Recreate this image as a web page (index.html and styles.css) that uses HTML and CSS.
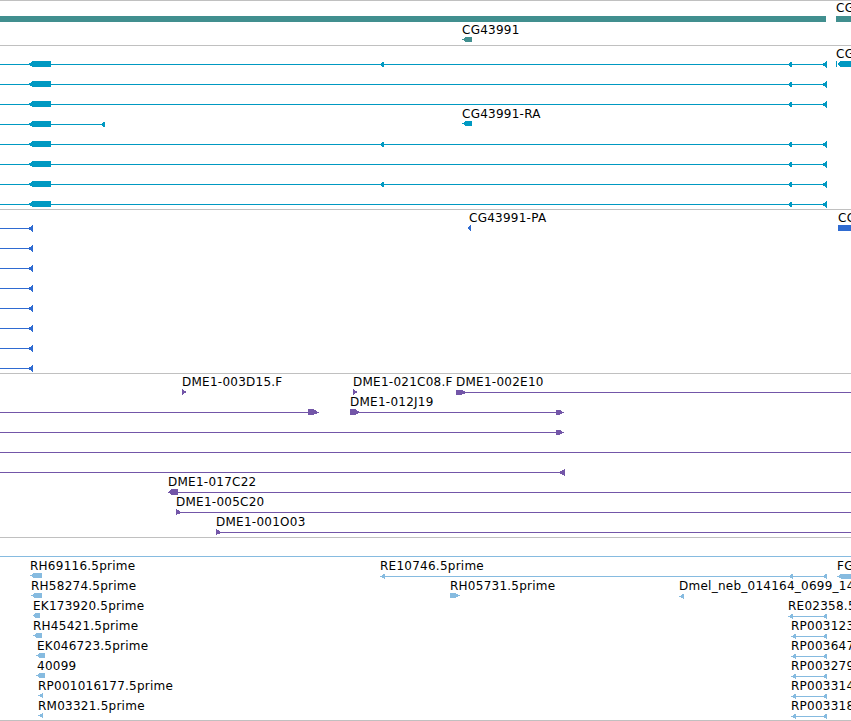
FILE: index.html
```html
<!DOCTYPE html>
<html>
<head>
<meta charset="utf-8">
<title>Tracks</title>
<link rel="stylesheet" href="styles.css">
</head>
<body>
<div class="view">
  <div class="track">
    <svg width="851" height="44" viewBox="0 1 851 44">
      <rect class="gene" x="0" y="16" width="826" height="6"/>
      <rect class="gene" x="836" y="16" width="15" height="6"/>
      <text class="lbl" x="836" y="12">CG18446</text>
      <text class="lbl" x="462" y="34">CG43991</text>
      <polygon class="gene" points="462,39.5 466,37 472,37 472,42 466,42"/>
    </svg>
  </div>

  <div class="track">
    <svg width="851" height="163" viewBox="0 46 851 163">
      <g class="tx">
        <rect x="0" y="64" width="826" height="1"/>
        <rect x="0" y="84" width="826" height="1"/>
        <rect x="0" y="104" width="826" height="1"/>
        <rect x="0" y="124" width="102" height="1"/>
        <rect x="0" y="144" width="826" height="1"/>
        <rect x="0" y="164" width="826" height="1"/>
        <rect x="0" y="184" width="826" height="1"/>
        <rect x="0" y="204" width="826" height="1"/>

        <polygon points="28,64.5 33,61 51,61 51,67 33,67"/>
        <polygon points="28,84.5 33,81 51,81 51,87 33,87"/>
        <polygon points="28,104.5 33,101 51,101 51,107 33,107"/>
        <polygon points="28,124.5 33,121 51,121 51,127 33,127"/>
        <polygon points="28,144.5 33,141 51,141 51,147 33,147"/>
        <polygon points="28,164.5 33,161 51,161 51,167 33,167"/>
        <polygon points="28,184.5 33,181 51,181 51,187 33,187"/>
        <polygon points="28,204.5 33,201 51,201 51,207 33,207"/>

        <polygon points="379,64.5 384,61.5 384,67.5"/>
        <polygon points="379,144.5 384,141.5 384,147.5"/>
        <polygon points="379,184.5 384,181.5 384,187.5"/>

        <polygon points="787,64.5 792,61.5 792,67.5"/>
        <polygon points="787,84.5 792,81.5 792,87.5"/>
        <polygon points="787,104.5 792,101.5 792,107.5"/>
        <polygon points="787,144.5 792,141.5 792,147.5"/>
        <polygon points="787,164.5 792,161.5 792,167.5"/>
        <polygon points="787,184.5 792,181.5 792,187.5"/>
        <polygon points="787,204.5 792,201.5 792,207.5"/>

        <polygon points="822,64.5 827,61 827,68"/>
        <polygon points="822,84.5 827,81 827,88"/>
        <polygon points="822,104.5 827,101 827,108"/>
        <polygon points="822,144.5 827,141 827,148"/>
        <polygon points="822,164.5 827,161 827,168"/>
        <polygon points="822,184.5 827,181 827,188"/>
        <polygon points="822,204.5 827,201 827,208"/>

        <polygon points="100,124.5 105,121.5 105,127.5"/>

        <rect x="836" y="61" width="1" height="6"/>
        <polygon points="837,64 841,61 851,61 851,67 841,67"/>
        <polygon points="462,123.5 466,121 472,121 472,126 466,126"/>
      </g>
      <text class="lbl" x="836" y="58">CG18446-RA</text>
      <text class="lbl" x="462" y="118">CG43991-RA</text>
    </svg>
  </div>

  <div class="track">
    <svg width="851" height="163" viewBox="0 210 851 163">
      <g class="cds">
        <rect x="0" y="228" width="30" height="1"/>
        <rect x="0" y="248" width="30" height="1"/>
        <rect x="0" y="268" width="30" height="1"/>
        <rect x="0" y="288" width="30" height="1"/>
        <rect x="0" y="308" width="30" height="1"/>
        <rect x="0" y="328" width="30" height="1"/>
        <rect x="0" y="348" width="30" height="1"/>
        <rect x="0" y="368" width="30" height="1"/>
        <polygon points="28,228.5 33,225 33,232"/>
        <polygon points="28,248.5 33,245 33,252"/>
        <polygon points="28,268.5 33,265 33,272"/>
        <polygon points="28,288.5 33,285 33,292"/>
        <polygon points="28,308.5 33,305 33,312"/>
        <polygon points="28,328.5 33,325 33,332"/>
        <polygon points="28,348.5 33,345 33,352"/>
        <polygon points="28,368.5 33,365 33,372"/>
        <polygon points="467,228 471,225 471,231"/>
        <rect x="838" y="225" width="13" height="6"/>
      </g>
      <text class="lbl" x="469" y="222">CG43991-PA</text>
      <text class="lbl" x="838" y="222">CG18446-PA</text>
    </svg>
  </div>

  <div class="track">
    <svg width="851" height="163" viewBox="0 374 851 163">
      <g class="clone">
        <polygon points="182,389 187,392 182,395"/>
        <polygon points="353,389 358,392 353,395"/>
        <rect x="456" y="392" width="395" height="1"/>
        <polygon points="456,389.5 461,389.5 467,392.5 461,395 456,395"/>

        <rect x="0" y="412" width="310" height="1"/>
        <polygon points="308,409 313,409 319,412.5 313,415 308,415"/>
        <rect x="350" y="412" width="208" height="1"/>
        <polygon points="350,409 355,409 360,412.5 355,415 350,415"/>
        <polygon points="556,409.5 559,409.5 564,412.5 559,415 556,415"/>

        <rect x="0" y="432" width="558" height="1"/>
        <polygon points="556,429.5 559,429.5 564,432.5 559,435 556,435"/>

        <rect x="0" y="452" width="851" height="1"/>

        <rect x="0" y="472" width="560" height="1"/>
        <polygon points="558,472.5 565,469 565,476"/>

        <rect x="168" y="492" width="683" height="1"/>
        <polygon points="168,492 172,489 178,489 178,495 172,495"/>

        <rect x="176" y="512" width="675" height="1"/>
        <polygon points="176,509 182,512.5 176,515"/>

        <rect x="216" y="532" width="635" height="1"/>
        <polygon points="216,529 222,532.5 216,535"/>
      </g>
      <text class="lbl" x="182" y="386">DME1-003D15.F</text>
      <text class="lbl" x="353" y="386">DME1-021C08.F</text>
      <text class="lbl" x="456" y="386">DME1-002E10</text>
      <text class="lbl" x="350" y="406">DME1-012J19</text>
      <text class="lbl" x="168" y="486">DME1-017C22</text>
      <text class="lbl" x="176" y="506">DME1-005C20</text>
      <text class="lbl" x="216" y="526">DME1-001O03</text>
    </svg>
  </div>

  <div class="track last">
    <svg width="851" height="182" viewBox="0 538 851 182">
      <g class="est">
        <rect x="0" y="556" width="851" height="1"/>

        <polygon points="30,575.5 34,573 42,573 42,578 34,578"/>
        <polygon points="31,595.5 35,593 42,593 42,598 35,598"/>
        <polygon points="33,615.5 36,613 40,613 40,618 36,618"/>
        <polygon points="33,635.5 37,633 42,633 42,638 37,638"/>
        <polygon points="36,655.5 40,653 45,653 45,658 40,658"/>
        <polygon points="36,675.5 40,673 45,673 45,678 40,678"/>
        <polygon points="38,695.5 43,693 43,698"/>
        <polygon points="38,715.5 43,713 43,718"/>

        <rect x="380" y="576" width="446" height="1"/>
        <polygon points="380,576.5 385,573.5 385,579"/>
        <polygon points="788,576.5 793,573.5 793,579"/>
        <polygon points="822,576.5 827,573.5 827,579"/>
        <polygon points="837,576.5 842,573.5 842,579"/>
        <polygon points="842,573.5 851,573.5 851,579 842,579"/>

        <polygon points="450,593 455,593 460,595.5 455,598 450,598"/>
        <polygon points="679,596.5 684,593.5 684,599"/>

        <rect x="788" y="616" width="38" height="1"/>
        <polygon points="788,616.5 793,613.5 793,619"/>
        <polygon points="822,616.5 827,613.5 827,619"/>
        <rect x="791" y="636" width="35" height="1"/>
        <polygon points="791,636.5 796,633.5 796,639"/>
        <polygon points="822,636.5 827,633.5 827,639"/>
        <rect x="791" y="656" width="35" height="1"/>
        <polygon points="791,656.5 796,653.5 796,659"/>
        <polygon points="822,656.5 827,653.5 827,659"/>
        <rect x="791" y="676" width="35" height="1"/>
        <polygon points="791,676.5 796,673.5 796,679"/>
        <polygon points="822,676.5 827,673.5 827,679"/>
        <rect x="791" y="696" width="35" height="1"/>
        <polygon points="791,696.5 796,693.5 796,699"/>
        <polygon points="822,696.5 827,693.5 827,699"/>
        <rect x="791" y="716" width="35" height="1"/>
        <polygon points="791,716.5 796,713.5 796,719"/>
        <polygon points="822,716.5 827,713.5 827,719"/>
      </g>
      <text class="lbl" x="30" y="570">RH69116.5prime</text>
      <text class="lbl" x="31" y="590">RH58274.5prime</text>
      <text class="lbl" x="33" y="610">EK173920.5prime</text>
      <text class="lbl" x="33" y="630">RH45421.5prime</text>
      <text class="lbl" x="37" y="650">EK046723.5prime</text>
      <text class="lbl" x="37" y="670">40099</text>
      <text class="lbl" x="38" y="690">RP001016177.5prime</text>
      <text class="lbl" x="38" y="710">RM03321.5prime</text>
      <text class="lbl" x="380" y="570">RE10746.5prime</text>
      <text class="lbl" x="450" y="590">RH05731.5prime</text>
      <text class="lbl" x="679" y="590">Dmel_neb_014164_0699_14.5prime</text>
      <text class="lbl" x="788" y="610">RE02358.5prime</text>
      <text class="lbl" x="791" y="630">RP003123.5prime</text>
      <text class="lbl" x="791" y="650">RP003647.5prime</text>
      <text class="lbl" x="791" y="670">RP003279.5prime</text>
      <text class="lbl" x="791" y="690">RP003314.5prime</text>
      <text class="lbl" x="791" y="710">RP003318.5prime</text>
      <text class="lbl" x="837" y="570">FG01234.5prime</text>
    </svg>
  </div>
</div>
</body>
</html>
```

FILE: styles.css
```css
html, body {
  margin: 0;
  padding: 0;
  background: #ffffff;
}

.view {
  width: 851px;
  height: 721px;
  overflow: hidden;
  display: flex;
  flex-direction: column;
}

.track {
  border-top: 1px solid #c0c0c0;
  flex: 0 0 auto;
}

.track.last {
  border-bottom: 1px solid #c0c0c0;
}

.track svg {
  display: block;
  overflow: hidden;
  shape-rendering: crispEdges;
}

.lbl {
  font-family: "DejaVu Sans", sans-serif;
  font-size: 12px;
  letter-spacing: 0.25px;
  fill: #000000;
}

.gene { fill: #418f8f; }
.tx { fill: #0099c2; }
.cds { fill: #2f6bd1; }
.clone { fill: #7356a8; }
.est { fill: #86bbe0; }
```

◇ ◇ ◇

__DIRECTIONS__
Select the lines in this material that hold the word "styles", leaving none out.

__RESULT__
Recreate this image as a web page (index.html and styles.css) that uses HTML and CSS.
<link rel="stylesheet" href="styles.css">
FILE: styles.css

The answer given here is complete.